For the first time in Hunza's history, women were at the forefront of a political campaign, opening their own election offices, organising their own rallies and leading the fray with their own improvised, heavily charged slogans and speeches. Compared to the patronage-based political logic of all other parties in Hunza, this was a movement truly started, owned and sustained by the people.
This was not empty-minded, hero-worshiping populism either. Among all the activists involved, serious questions were being debated, from the nature of class exploitation, to Gilgit-Baltistan's place in the federation, to debates on national identity, to the reality of state hegemony, repression and exclusion, to the legitimacy of the heavily classist electoral process, to the significance of gender equality, to the need for inter-faith, inter-sect and inter-ethnic solidarity. There was a palpable sense of an opportunity to critically engage with contradictions of society and state that are all too often brushed under the carpet.
As Gilgit-Baltistan votes today, the imprisoned Baba Jan will be up against the combined might of the traditional Hunza royalty, established bureaucratic mandarins, and the political and financial might of the heavily moneyed mainstream parties. For his working-class supporters, even arranging transport for remote voters on election day will be nigh impossible, much less competing with the millions in election handouts being distributed by the likes of Marvi Memon of the PMLN and others.
Whatever the election result though, Baba Jan has, through his defiance, commitment and ideological perseverance, laid the foundations for genuine political transformation in Gilgit-Baltistan and created space for the flowering of a renewed leftist political consciousness. It is merely a start and one with a potentially deeply hazardous future, especially in the face of severe human and financial resource constraints.
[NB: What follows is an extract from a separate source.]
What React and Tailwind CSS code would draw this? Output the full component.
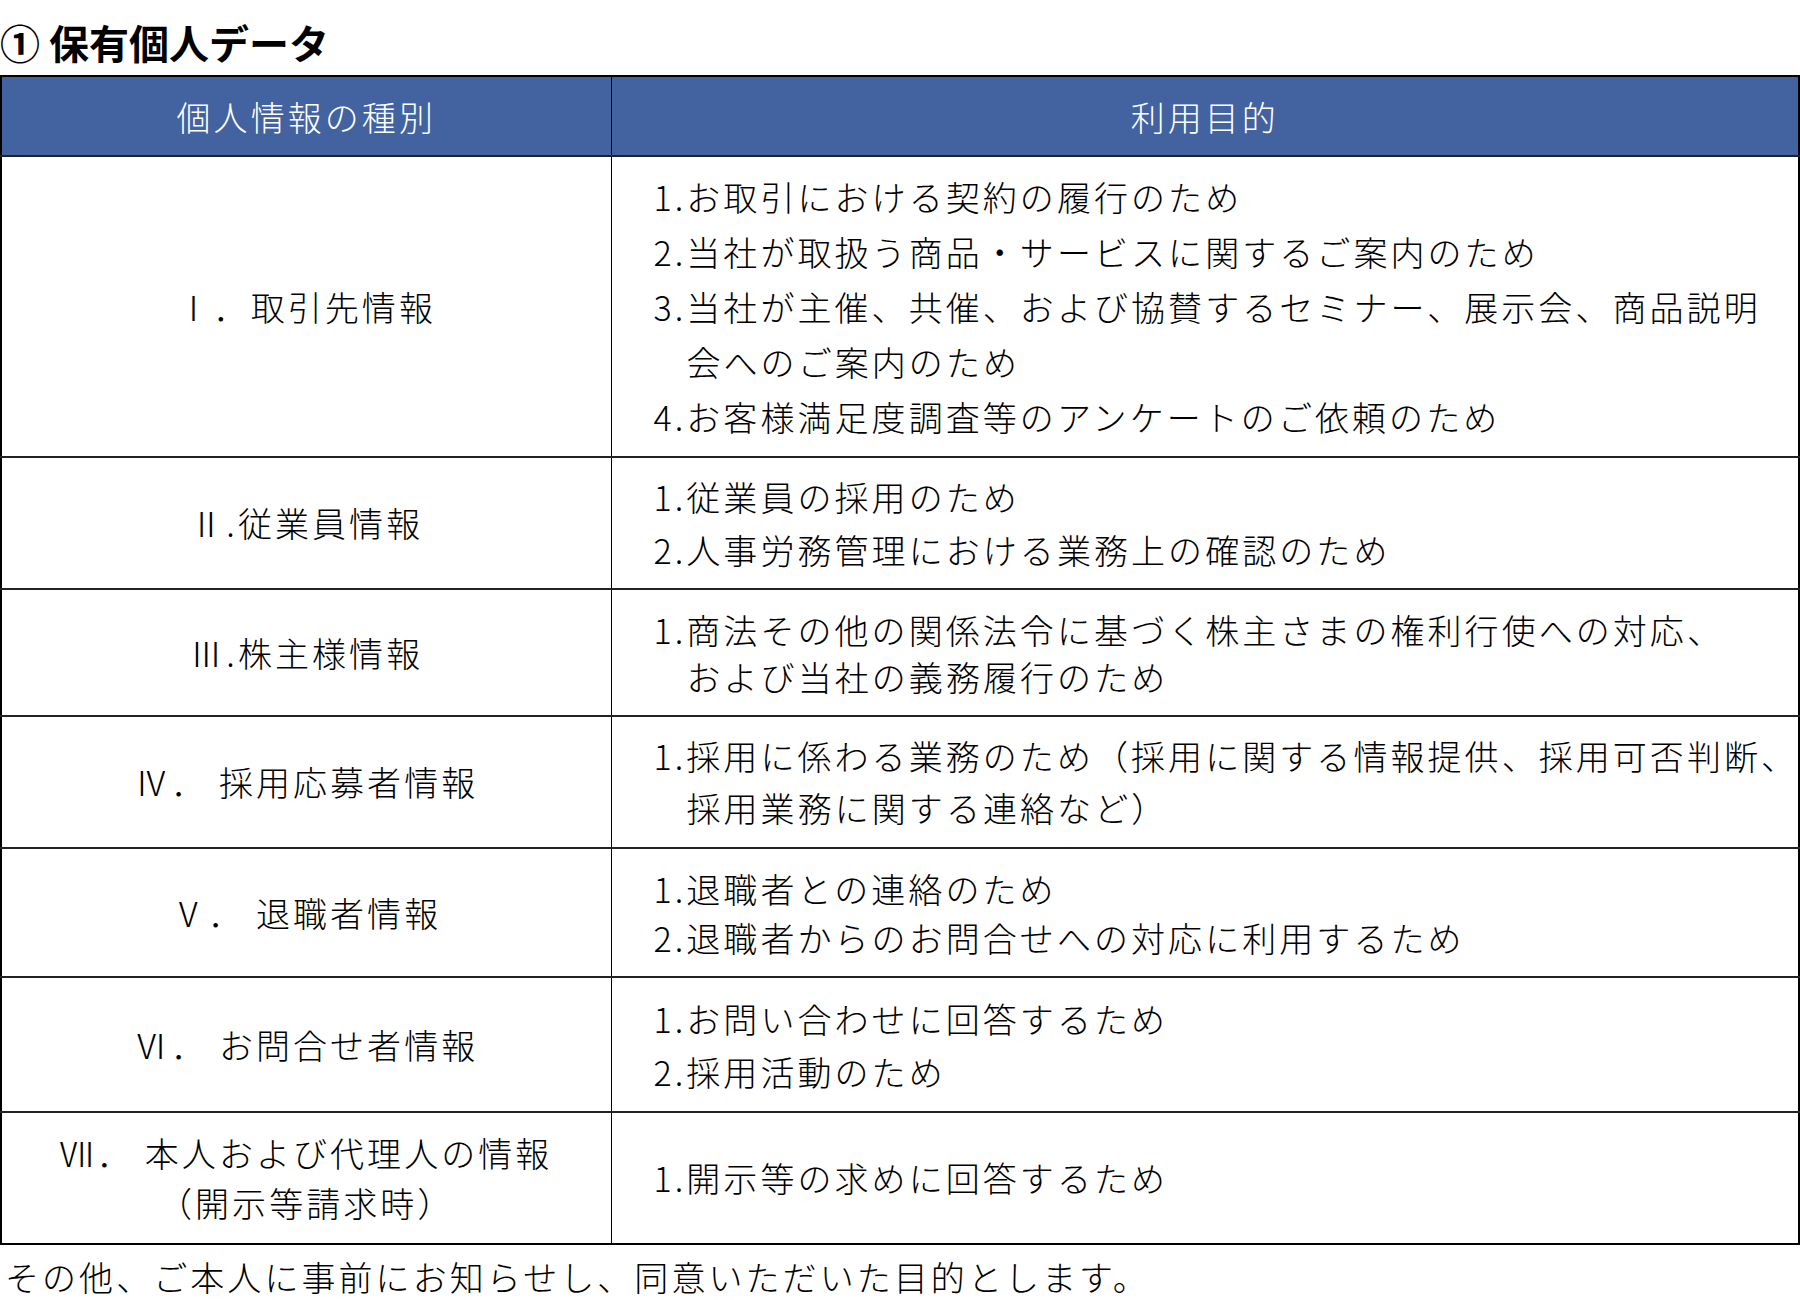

But it is this peerless example from Pakistan's ignored periphery that progressives must look to if we are to resurrect the left in Pakistan.
After the vote
After the defeat of Baba Jan, there is no unpleasant feeling. The defeat has generated more energy among the comrades. It has provided comrades an unforgettable experience of mass mobalisation without real resources. Everyone I talked to spoke of a great campaign and that we have not lost anything. More than that there is feeling of victory underneath the defeat. All supporters of the campaign congratulated each other.
The mood was set by Baba Jan himself from behind bars.
There is a victory in the defeat. No one has challenged the former royalty as powerfully as we did. I had no block vote of a tribe, cast and area or on a religious basis. I came second at almost all polling stations. I got votes from everywhere, unlike my billionaire opponents who had block votes in some areas.
It was working-class and working people everywhere who rose from the shackles of slavery of the corrupt capitalist system and voted for me fearlessly. It was the youth who had no votes but were seen everywhere chanting slogans of revolution. It may be good that I did not win, because of the massive expectations that have been generated from my campaign, and maybe I would have not been able to meet those. Now we have more time to prepare. I have won the heart and soul of my class and that is a victory and not a defeat.
He told me a day after the election campaign: “Please convey my thanks to our friends abroad and inside Pakistan who supported my campaign anyway they could”. He repeated it several times.
A political and organisational follow up is being discussed. But the most important task is to strengthen the campaign for the release of all three climate change victims who are still behind bars, including Baba Jan.